* **Exercise goal**
Return the whole listing, line for line, without the pictures in it.

* **Data**

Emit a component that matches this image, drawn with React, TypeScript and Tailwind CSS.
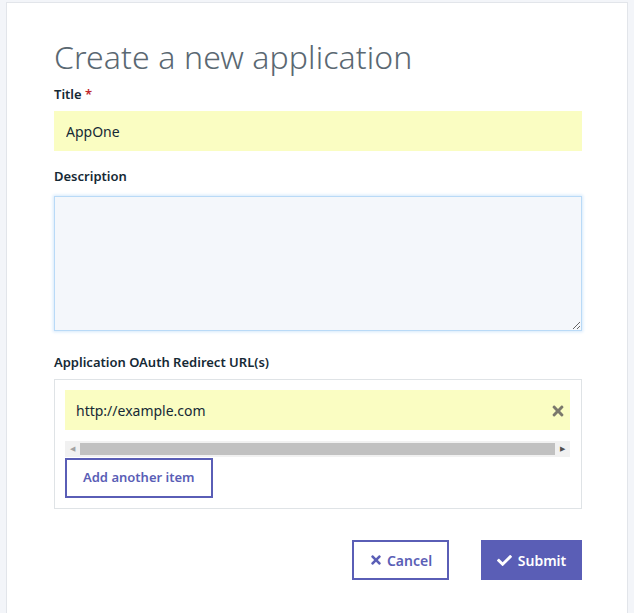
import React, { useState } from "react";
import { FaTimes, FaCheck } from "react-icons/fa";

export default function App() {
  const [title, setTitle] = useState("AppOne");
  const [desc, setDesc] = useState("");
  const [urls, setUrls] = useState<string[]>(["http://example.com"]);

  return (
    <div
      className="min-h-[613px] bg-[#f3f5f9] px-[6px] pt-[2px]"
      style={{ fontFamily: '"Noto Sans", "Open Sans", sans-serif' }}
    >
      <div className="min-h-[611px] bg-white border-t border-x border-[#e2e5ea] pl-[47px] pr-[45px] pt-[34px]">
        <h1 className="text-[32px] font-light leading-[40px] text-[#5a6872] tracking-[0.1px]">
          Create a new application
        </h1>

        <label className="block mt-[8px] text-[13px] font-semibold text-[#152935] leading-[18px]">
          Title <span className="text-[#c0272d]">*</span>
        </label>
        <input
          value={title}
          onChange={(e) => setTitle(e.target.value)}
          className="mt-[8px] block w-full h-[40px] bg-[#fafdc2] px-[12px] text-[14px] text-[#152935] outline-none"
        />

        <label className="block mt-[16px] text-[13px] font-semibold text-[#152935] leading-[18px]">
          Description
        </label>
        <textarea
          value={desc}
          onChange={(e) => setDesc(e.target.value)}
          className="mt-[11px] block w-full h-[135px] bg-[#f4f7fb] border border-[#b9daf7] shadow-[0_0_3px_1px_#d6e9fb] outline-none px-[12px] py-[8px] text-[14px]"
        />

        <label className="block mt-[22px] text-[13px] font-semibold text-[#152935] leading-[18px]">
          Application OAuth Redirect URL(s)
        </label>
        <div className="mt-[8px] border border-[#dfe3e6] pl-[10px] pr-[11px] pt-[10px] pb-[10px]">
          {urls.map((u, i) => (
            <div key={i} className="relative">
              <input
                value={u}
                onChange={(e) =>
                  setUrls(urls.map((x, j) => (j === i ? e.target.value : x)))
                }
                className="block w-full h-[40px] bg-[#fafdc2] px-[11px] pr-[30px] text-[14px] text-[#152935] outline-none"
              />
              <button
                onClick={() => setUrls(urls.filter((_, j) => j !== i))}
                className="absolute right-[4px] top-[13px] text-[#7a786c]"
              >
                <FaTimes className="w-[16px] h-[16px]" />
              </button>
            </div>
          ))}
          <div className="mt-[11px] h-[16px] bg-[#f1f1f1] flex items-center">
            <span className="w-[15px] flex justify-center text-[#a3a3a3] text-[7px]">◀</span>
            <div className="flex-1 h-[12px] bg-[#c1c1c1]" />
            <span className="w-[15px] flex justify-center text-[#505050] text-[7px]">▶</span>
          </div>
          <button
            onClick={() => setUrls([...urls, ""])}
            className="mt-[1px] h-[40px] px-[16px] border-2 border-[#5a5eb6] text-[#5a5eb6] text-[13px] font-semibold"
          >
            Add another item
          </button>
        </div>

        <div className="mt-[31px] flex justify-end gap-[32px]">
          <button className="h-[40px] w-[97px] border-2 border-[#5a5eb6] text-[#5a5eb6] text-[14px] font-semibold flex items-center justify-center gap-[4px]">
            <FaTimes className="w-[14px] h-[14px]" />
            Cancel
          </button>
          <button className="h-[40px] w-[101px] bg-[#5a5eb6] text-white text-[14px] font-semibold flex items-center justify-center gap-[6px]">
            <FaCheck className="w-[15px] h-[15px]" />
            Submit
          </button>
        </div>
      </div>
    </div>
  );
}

* **Solution to the problem**
Emit a component that matches this image, drawn with React, TypeScript and Tailwind CSS.
import React, { useState } from "react";
import { FaTimes, FaCheck } from "react-icons/fa";

export default function App() {
  const [title, setTitle] = useState("AppOne");
  const [desc, setDesc] = useState("");
  const [urls, setUrls] = useState<string[]>(["http://example.com"]);

  return (
    <div
      className="min-h-[613px] bg-[#f3f5f9] px-[6px] pt-[2px]"
      style={{ fontFamily: '"Noto Sans", "Open Sans", sans-serif' }}
    >
      <div className="min-h-[611px] bg-white border-t border-x border-[#e2e5ea] pl-[47px] pr-[45px] pt-[34px]">
        <h1 className="text-[32px] font-light leading-[40px] text-[#5a6872] tracking-[0.1px]">
          Create a new application
        </h1>

        <label className="block mt-[8px] text-[13px] font-semibold text-[#152935] leading-[18px]">
          Title <span className="text-[#c0272d]">*</span>
        </label>
        <input
          value={title}
          onChange={(e) => setTitle(e.target.value)}
          className="mt-[8px] block w-full h-[40px] bg-[#fafdc2] px-[12px] text-[14px] text-[#152935] outline-none"
        />

        <label className="block mt-[16px] text-[13px] font-semibold text-[#152935] leading-[18px]">
          Description
        </label>
        <textarea
          value={desc}
          onChange={(e) => setDesc(e.target.value)}
          className="mt-[11px] block w-full h-[135px] bg-[#f4f7fb] border border-[#b9daf7] shadow-[0_0_3px_1px_#d6e9fb] outline-none px-[12px] py-[8px] text-[14px]"
        />

        <label className="block mt-[22px] text-[13px] font-semibold text-[#152935] leading-[18px]">
          Application OAuth Redirect URL(s)
        </label>
        <div className="mt-[8px] border border-[#dfe3e6] pl-[10px] pr-[11px] pt-[10px] pb-[10px]">
          {urls.map((u, i) => (
            <div key={i} className="relative">
              <input
                value={u}
                onChange={(e) =>
                  setUrls(urls.map((x, j) => (j === i ? e.target.value : x)))
                }
                className="block w-full h-[40px] bg-[#fafdc2] px-[11px] pr-[30px] text-[14px] text-[#152935] outline-none"
              />
              <button
                onClick={() => setUrls(urls.filter((_, j) => j !== i))}
                className="absolute right-[4px] top-[13px] text-[#7a786c]"
              >
                <FaTimes className="w-[16px] h-[16px]" />
              </button>
            </div>
          ))}
          <div className="mt-[11px] h-[16px] bg-[#f1f1f1] flex items-center">
            <span className="w-[15px] flex justify-center text-[#a3a3a3] text-[7px]">◀</span>
            <div className="flex-1 h-[12px] bg-[#c1c1c1]" />
            <span className="w-[15px] flex justify-center text-[#505050] text-[7px]">▶</span>
          </div>
          <button
            onClick={() => setUrls([...urls, ""])}
            className="mt-[1px] h-[40px] px-[16px] border-2 border-[#5a5eb6] text-[#5a5eb6] text-[13px] font-semibold"
          >
            Add another item
          </button>
        </div>

        <div className="mt-[31px] flex justify-end gap-[32px]">
          <button className="h-[40px] w-[97px] border-2 border-[#5a5eb6] text-[#5a5eb6] text-[14px] font-semibold flex items-center justify-center gap-[4px]">
            <FaTimes className="w-[14px] h-[14px]" />
            Cancel
          </button>
          <button className="h-[40px] w-[101px] bg-[#5a5eb6] text-white text-[14px] font-semibold flex items-center justify-center gap-[6px]">
            <FaCheck className="w-[15px] h-[15px]" />
            Submit
          </button>
        </div>
      </div>
    </div>
  );
}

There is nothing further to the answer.